Swimsuit designer Lisa Curran’s advice to Maggard — never stop sending to the magazine.
“I’ve been in business 11 years and I didn't get in one year, and I remember people coming up to me asking, ‘Are you still in business?’” Curran said.
Making the cut from hundreds of suits is only the beginning of the process.
After the photo shoots, editor Diane Smith and her team personally sort through 155,000 to pick the lucky few photographs that will make the swimsuit issue.
They also choose the most-talked about photo of the year: the cover image.
Just as the right photo can launch a designer’s business, appearing in the swimsuit issue can send a model’s career to the next level. The main reason these models are known is because Sports Illustrated prints their names alongside their photos. That may be a common practice today, but in 1965 it was revolutionary. And original editor Jule Campbell used it to her advantage.
“I offered less money because the girls that I used were not names yet,” Campbell said. “This is a secret no one ever knew except the agency and the model. It was $250 a day."
For some, the exposure is priceless.
At the height of her modeling career, Cheryl Tiegs had a signature clothing line at Sears that did a billion dollars in sales. Today, Tiegs is the spokesperson for Cambria Inc., a company that makes natural quartz countertops.
“There are certain things that you do that you are paid very little for,” she said. “But those are the jobs that you really want. And those are the jobs that ultimately make you the most money from other companies.”
No other swimsuit veteran has done better in business than Kathy Ireland, who appeared in the swimsuit edition for 13 straight years — longer than any model to date.

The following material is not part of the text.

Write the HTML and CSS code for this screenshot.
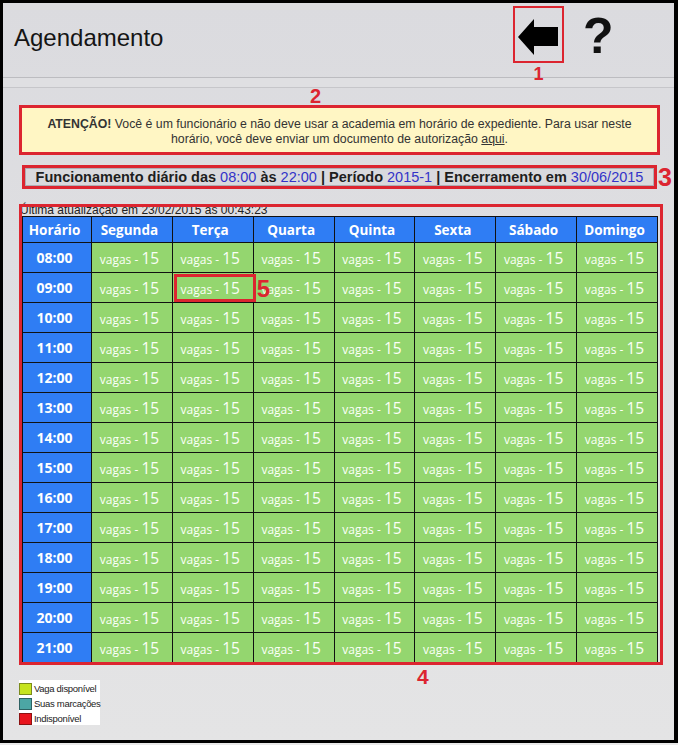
FILE: index.html
```html
<!DOCTYPE html>
<html lang="pt-BR">
<head>
<meta charset="utf-8">
<title>Agendamento</title>
<link rel="stylesheet" href="styles.css">
</head>
<body>
<div class="frame">
  <header class="topbar">
    <h1 class="title">Agendamento</h1>
    <div class="actions">
      <div class="back">
        <svg class="arrow" width="47" height="53" viewBox="0 0 47 53"><polygon points="3,29 19,11 19,19 43,19 43,38 19,38 19,47" fill="#000"/></svg>
        <span class="num num-1">1</span>
      </div>
      <span class="help">?</span>
    </div>
  </header>
  <div class="subbar"></div>
  <main class="content">
    <div class="warning">
      <span class="num num-2">2</span>
      <b>ATENÇÃO!</b> Você é um funcionário e não deve usar a academia em horário de expediente. Para usar neste horário, você deve enviar um documento de autorização <u>aqui</u>.
    </div>
    <div class="info">
      <div class="info-inner"><b>Funcionamento diário das</b> <span class="val">08:00</span> <b>às</b> <span class="val">22:00</span> <b>| Período</b> <span class="val">2015-1</span> <b>| Encerramento em</b> <span class="val">30/06/2015</span></div>
      <span class="num num-3">3</span>
    </div>
    <div class="schedule">
      <div class="updated">Última atualização em 23/02/2015 às 00:43:23</div>
      <table class="grid">
        <colgroup><col class="c-time"><col><col><col><col><col><col><col></colgroup>
        <thead>
          <tr><th>Horário</th><th>Segunda</th><th>Terça</th><th>Quarta</th><th>Quinta</th><th>Sexta</th><th>Sábado</th><th>Domingo</th></tr>
        </thead>
        <tbody>
          <tr><td class="time">08:00</td><td class="slot">vagas - <span class="n">15</span></td><td class="slot">vagas - <span class="n">15</span></td><td class="slot">vagas - <span class="n">15</span></td><td class="slot">vagas - <span class="n">15</span></td><td class="slot">vagas - <span class="n">15</span></td><td class="slot">vagas - <span class="n">15</span></td><td class="slot">vagas - <span class="n">15</span></td></tr>
          <tr><td class="time">09:00</td><td class="slot">vagas - <span class="n">15</span></td><td class="slot marked">vagas - <span class="n">15</span><span class="mark"></span><span class="num num-5">5</span></td><td class="slot">vagas - <span class="n">15</span></td><td class="slot">vagas - <span class="n">15</span></td><td class="slot">vagas - <span class="n">15</span></td><td class="slot">vagas - <span class="n">15</span></td><td class="slot">vagas - <span class="n">15</span></td></tr>
          <tr><td class="time">10:00</td><td class="slot">vagas - <span class="n">15</span></td><td class="slot">vagas - <span class="n">15</span></td><td class="slot">vagas - <span class="n">15</span></td><td class="slot">vagas - <span class="n">15</span></td><td class="slot">vagas - <span class="n">15</span></td><td class="slot">vagas - <span class="n">15</span></td><td class="slot">vagas - <span class="n">15</span></td></tr>
          <tr><td class="time">11:00</td><td class="slot">vagas - <span class="n">15</span></td><td class="slot">vagas - <span class="n">15</span></td><td class="slot">vagas - <span class="n">15</span></td><td class="slot">vagas - <span class="n">15</span></td><td class="slot">vagas - <span class="n">15</span></td><td class="slot">vagas - <span class="n">15</span></td><td class="slot">vagas - <span class="n">15</span></td></tr>
          <tr><td class="time">12:00</td><td class="slot">vagas - <span class="n">15</span></td><td class="slot">vagas - <span class="n">15</span></td><td class="slot">vagas - <span class="n">15</span></td><td class="slot">vagas - <span class="n">15</span></td><td class="slot">vagas - <span class="n">15</span></td><td class="slot">vagas - <span class="n">15</span></td><td class="slot">vagas - <span class="n">15</span></td></tr>
          <tr><td class="time">13:00</td><td class="slot">vagas - <span class="n">15</span></td><td class="slot">vagas - <span class="n">15</span></td><td class="slot">vagas - <span class="n">15</span></td><td class="slot">vagas - <span class="n">15</span></td><td class="slot">vagas - <span class="n">15</span></td><td class="slot">vagas - <span class="n">15</span></td><td class="slot">vagas - <span class="n">15</span></td></tr>
          <tr><td class="time">14:00</td><td class="slot">vagas - <span class="n">15</span></td><td class="slot">vagas - <span class="n">15</span></td><td class="slot">vagas - <span class="n">15</span></td><td class="slot">vagas - <span class="n">15</span></td><td class="slot">vagas - <span class="n">15</span></td><td class="slot">vagas - <span class="n">15</span></td><td class="slot">vagas - <span class="n">15</span></td></tr>
          <tr><td class="time">15:00</td><td class="slot">vagas - <span class="n">15</span></td><td class="slot">vagas - <span class="n">15</span></td><td class="slot">vagas - <span class="n">15</span></td><td class="slot">vagas - <span class="n">15</span></td><td class="slot">vagas - <span class="n">15</span></td><td class="slot">vagas - <span class="n">15</span></td><td class="slot">vagas - <span class="n">15</span></td></tr>
          <tr><td class="time">16:00</td><td class="slot">vagas - <span class="n">15</span></td><td class="slot">vagas - <span class="n">15</span></td><td class="slot">vagas - <span class="n">15</span></td><td class="slot">vagas - <span class="n">15</span></td><td class="slot">vagas - <span class="n">15</span></td><td class="slot">vagas - <span class="n">15</span></td><td class="slot">vagas - <span class="n">15</span></td></tr>
          <tr><td class="time">17:00</td><td class="slot">vagas - <span class="n">15</span></td><td class="slot">vagas - <span class="n">15</span></td><td class="slot">vagas - <span class="n">15</span></td><td class="slot">vagas - <span class="n">15</span></td><td class="slot">vagas - <span class="n">15</span></td><td class="slot">vagas - <span class="n">15</span></td><td class="slot">vagas - <span class="n">15</span></td></tr>
          <tr><td class="time">18:00</td><td class="slot">vagas - <span class="n">15</span></td><td class="slot">vagas - <span class="n">15</span></td><td class="slot">vagas - <span class="n">15</span></td><td class="slot">vagas - <span class="n">15</span></td><td class="slot">vagas - <span class="n">15</span></td><td class="slot">vagas - <span class="n">15</span></td><td class="slot">vagas - <span class="n">15</span></td></tr>
          <tr><td class="time">19:00</td><td class="slot">vagas - <span class="n">15</span></td><td class="slot">vagas - <span class="n">15</span></td><td class="slot">vagas - <span class="n">15</span></td><td class="slot">vagas - <span class="n">15</span></td><td class="slot">vagas - <span class="n">15</span></td><td class="slot">vagas - <span class="n">15</span></td><td class="slot">vagas - <span class="n">15</span></td></tr>
          <tr><td class="time">20:00</td><td class="slot">vagas - <span class="n">15</span></td><td class="slot">vagas - <span class="n">15</span></td><td class="slot">vagas - <span class="n">15</span></td><td class="slot">vagas - <span class="n">15</span></td><td class="slot">vagas - <span class="n">15</span></td><td class="slot">vagas - <span class="n">15</span></td><td class="slot">vagas - <span class="n">15</span></td></tr>
          <tr><td class="time">21:00</td><td class="slot">vagas - <span class="n">15</span></td><td class="slot">vagas - <span class="n">15</span></td><td class="slot">vagas - <span class="n">15</span></td><td class="slot">vagas - <span class="n">15</span></td><td class="slot">vagas - <span class="n">15</span></td><td class="slot">vagas - <span class="n">15</span></td><td class="slot">vagas - <span class="n">15</span></td></tr>
        </tbody>
      </table>
      <span class="num num-4">4</span>
    </div>
    <ul class="legend">
      <li><span class="sw sw-free"></span>Vaga disponível</li>
      <li><span class="sw sw-mine"></span>Suas marcações</li>
      <li><span class="sw sw-off"></span>Indisponível</li>
    </ul>
  </main>
</div>
</body>
</html>
```
FILE: styles.css
```css
* { box-sizing: border-box; }
html, body { margin: 0; padding: 0; }
body {
  width: 678px;
  height: 745px;
  overflow: hidden;
  background: #e9e9e9;
  font-family: "Liberation Sans", Arial, sans-serif;
  color: #222;
}
.frame {
  width: 678px;
  height: 743px;
  border: 3px solid #000;
  border-right-width: 4px;
  background: linear-gradient(#dbdbdf, #e4e4e5);
  display: flex;
  flex-direction: column;
}
.topbar {
  height: 75px;
  flex: none;
  border-bottom: 1px solid #bcbcc0;
  display: flex;
  align-items: flex-start;
  padding: 0 60px 0 11px;
}
.title {
  margin: 21px 0 0;
  font-size: 24px;
  line-height: 28px;
  font-weight: normal;
  color: #151515;
}
.actions {
  margin-left: auto;
  display: flex;
  align-items: flex-start;
}
.back {
  position: relative;
  margin-top: 3px;
  width: 51px;
  height: 57px;
  border: 2px solid #dc2530;
}
.arrow { display: block; }
.help {
  margin: 8px 0 0 19px;
  width: 31px;
  font-size: 50px;
  line-height: 50px;
  font-weight: bold;
  color: #111;
}
.subbar {
  height: 10px;
  flex: none;
  background: #dfdfe2;
  border-bottom: 1px solid #c6c6ca;
}
.content {
  padding: 17px 0 0 16px;
}
.num {
  position: absolute;
  color: #dc2530;
  font-weight: bold;
  font-family: "Liberation Sans", Arial, sans-serif;
  line-height: 1;
  z-index: 3;
}
.num-1 { font-size: 18px; left: 0; right: 0; text-align: center; top: calc(100% + 4px); }
.num-2 { font-size: 20px; left: 288px; top: -22px; }
.num-3 { font-size: 25px; left: calc(100% + 4px); top: -3px; }
.num-4 { font-size: 21px; left: 398px; top: calc(100% + 1px); }
.num-5 { font-size: 24px; left: 84px; top: 4px; }

.warning {
  position: relative;
  width: 641px;
  border: 3px solid #dc2530;
  background: #fff6c4;
  padding: 9px 10px 5px;
  text-align: center;
  font-size: 12.3px;
  line-height: 15px;
  color: #333;
}
.warning u { color: #333; }
.info {
  position: relative;
  margin: 10px 0 0 3px;
  width: 635px;
  border: 3px solid #dc2530;
  background: #d9d9dd;
}
.info-inner {
  border: 1px solid #aeaeb4;
  font-size: 14.5px;
  line-height: 16px;
  text-align: center;
  color: #1e1e1e;
  white-space: nowrap;
}
.info-inner .val { color: #3333c8; }
.schedule {
  position: relative;
  margin-top: 15px;
  width: 644px;
  padding-bottom: 2px;
}
.schedule::after {
  content: "";
  position: absolute;
  inset: 0;
  border: 3px solid #dc2530;
  z-index: 2;
  pointer-events: none;
}
.updated {
  font-size: 12px;
  line-height: 12px;
  padding-left: 1px;
  color: #222;
  white-space: nowrap;
}
.grid {
  margin-left: 3px;
  width: 636px;
  table-layout: fixed;
  border-collapse: collapse;
  border: 1px solid #111;
}
.c-time { width: 69px; }
.grid th, .grid td {
  border: 1px solid #111;
  padding: 0 5px 0 0;
  text-align: center;
  vertical-align: middle;
  white-space: nowrap;
}
.grid th {
  height: 26px;
  background: #2f7df4;
  color: #fff;
  font: bold 13.5px "Open Sans", "Liberation Sans", sans-serif;
}
.grid tbody tr { height: 30px; }
.grid td.time {
  background: #2f7df4;
  color: #fff;
  font: bold 14px "Open Sans", "Liberation Sans", sans-serif;
}
.grid td.slot {
  background: #94d66f;
  color: #fbfff8;
  font: 12px "Open Sans", "Liberation Sans", sans-serif;
}
.grid td.slot .n { font-size: 15.5px; }
.grid td.marked { position: relative; }
.mark {
  position: absolute;
  left: 1px;
  top: 1px;
  width: 82px;
  height: 28px;
  border: 3px solid #dc2530;
}
.legend {
  list-style: none;
  margin: 15px 0 0;
  padding: 1px 0 0;
  width: 81px;
  height: 45px;
  background: #fff;
}
.legend li {
  display: flex;
  align-items: center;
  height: 15px;
  font-size: 9.5px;
  letter-spacing: -0.3px;
  white-space: nowrap;
  color: #222;
}
.sw {
  width: 13px;
  height: 12px;
  margin-right: 2px;
  border: 1px solid #555;
  flex: none;
}
.sw-free { background: #c6e41f; border-color: #7b8b1c; }
.sw-mine { background: #4ca6a5; border-color: #2e6263; }
.sw-off { background: #e8151d; border-color: #8c1212; }
```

“Modeling wasn't a part of my plan,” she said. “But I looked at the opportunity and said, ‘You know? Maybe I could earn some money for college or to start a business.’”
Ireland would go on to make her millions in footwear, with what Forbes magazine called "a design empire." Ireland is CEO and chief designer of Kathy Ireland Worldwide, which now sells more than 15,000 products in 28 countries and generates $1.4 billion in annual sales.
“Our customer doesn't care that I modeled in Sports Illustrated,” she said. “It’s more about what I was able to learn and gain from that experience than just seeing a picture of me.”
In its storied history, the cover has catapulted women into stardom, so a lot rides on the decision. For 2010, Sports Illustrated editor Terry McDonell makes the final ruling.
“People call me up when this issue comes out: everybody's got an opinion,” he said. “If it's too risqué I might hear from this wholesaler. If it's a little bit too racy I might hear from the library association. A lot of things can happen there.”
McDonell said this cover choice is the most fun he has all year. But it’s nerve-wracking for the models.
Brooklyn Decker, wife of tennis star Andy Roddick, said she had about a 5 percent chance of making the cover.
That was enough. Decker was revealed to be the magazine's choice on Monday, less than 24 hours before the issue hit the newsstands.
She was just out of high school when she first appeared in the swimsuit issue in 2006, and she's been in the magazine every year since.
“Let’s face it, there are a million beautiful girls,” she said. “But when Sports Illustrated picks you, it says this girl's here and she's here to say.”